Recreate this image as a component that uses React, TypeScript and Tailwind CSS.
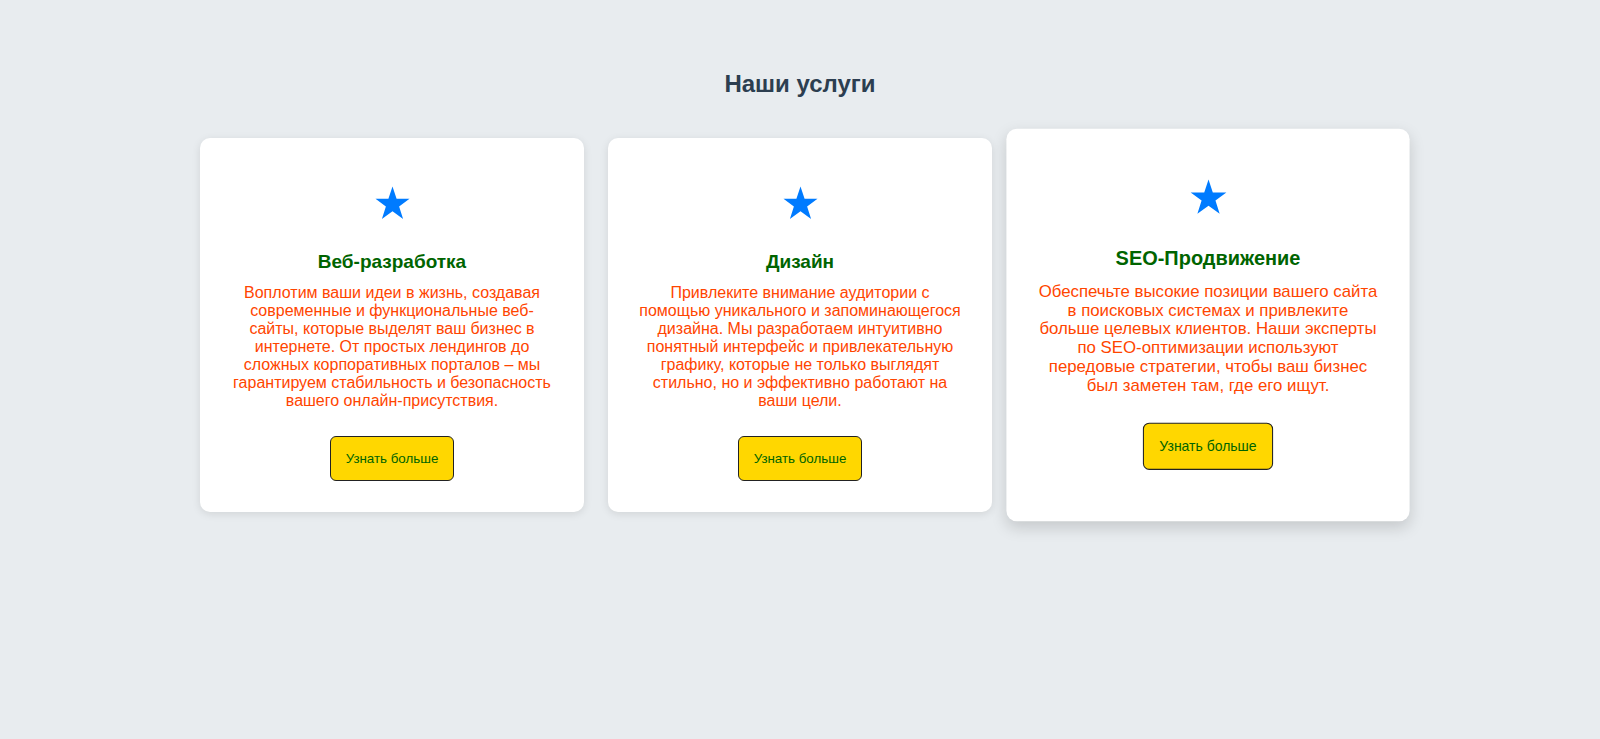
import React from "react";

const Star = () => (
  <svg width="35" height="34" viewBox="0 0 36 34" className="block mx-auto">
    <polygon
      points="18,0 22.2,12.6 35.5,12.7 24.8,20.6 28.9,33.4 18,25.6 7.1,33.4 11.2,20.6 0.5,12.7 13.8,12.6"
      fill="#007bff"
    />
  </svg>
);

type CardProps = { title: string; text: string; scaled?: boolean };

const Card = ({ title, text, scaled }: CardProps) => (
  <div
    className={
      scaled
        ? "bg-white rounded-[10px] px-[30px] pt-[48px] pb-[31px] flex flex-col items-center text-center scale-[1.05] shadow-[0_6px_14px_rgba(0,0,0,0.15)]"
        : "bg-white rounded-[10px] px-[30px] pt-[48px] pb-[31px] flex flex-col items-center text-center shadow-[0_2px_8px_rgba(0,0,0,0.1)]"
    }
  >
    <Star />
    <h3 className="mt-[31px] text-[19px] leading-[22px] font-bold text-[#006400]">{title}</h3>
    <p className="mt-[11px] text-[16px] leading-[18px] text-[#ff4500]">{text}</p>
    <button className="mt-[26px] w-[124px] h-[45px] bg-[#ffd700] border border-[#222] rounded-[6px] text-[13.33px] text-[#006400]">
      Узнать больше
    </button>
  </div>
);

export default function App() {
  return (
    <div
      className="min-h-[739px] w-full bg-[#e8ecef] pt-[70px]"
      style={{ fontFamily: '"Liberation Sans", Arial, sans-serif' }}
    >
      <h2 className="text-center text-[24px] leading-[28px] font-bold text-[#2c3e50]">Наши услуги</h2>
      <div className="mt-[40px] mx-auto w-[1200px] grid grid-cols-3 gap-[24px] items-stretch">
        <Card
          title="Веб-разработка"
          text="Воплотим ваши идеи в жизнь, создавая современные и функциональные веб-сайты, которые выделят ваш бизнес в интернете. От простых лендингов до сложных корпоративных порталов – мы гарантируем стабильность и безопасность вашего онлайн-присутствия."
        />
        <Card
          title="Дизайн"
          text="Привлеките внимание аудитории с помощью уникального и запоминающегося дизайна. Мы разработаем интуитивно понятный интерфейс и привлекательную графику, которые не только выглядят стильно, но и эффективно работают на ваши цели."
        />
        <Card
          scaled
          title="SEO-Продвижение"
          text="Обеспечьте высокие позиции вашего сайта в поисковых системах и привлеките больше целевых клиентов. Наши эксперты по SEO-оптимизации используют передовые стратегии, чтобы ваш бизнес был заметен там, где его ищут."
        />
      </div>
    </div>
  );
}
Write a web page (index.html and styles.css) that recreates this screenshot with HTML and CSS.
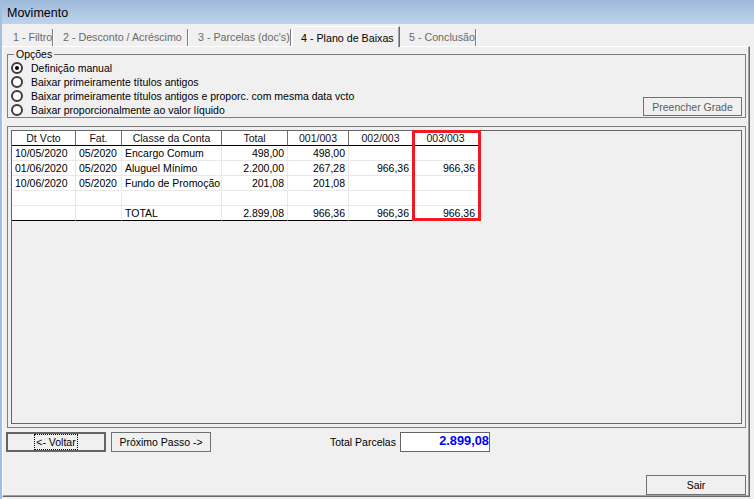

WORK INSTRUCTIONS: Give the material again exactly as it is, but keep the pictures out.

RESULT OF THIS EXERCISE:
Recreate this image as a component that uses React, TypeScript and Tailwind CSS.
import React from "react";

const Star = () => (
  <svg width="35" height="34" viewBox="0 0 36 34" className="block mx-auto">
    <polygon
      points="18,0 22.2,12.6 35.5,12.7 24.8,20.6 28.9,33.4 18,25.6 7.1,33.4 11.2,20.6 0.5,12.7 13.8,12.6"
      fill="#007bff"
    />
  </svg>
);

type CardProps = { title: string; text: string; scaled?: boolean };

const Card = ({ title, text, scaled }: CardProps) => (
  <div
    className={
      scaled
        ? "bg-white rounded-[10px] px-[30px] pt-[48px] pb-[31px] flex flex-col items-center text-center scale-[1.05] shadow-[0_6px_14px_rgba(0,0,0,0.15)]"
        : "bg-white rounded-[10px] px-[30px] pt-[48px] pb-[31px] flex flex-col items-center text-center shadow-[0_2px_8px_rgba(0,0,0,0.1)]"
    }
  >
    <Star />
    <h3 className="mt-[31px] text-[19px] leading-[22px] font-bold text-[#006400]">{title}</h3>
    <p className="mt-[11px] text-[16px] leading-[18px] text-[#ff4500]">{text}</p>
    <button className="mt-[26px] w-[124px] h-[45px] bg-[#ffd700] border border-[#222] rounded-[6px] text-[13.33px] text-[#006400]">
      Узнать больше
    </button>
  </div>
);

export default function App() {
  return (
    <div
      className="min-h-[739px] w-full bg-[#e8ecef] pt-[70px]"
      style={{ fontFamily: '"Liberation Sans", Arial, sans-serif' }}
    >
      <h2 className="text-center text-[24px] leading-[28px] font-bold text-[#2c3e50]">Наши услуги</h2>
      <div className="mt-[40px] mx-auto w-[1200px] grid grid-cols-3 gap-[24px] items-stretch">
        <Card
          title="Веб-разработка"
          text="Воплотим ваши идеи в жизнь, создавая современные и функциональные веб-сайты, которые выделят ваш бизнес в интернете. От простых лендингов до сложных корпоративных порталов – мы гарантируем стабильность и безопасность вашего онлайн-присутствия."
        />
        <Card
          title="Дизайн"
          text="Привлеките внимание аудитории с помощью уникального и запоминающегося дизайна. Мы разработаем интуитивно понятный интерфейс и привлекательную графику, которые не только выглядят стильно, но и эффективно работают на ваши цели."
        />
        <Card
          scaled
          title="SEO-Продвижение"
          text="Обеспечьте высокие позиции вашего сайта в поисковых системах и привлеките больше целевых клиентов. Наши эксперты по SEO-оптимизации используют передовые стратегии, чтобы ваш бизнес был заметен там, где его ищут."
        />
      </div>
    </div>
  );
}
Write a web page (index.html and styles.css) that recreates this screenshot with HTML and CSS.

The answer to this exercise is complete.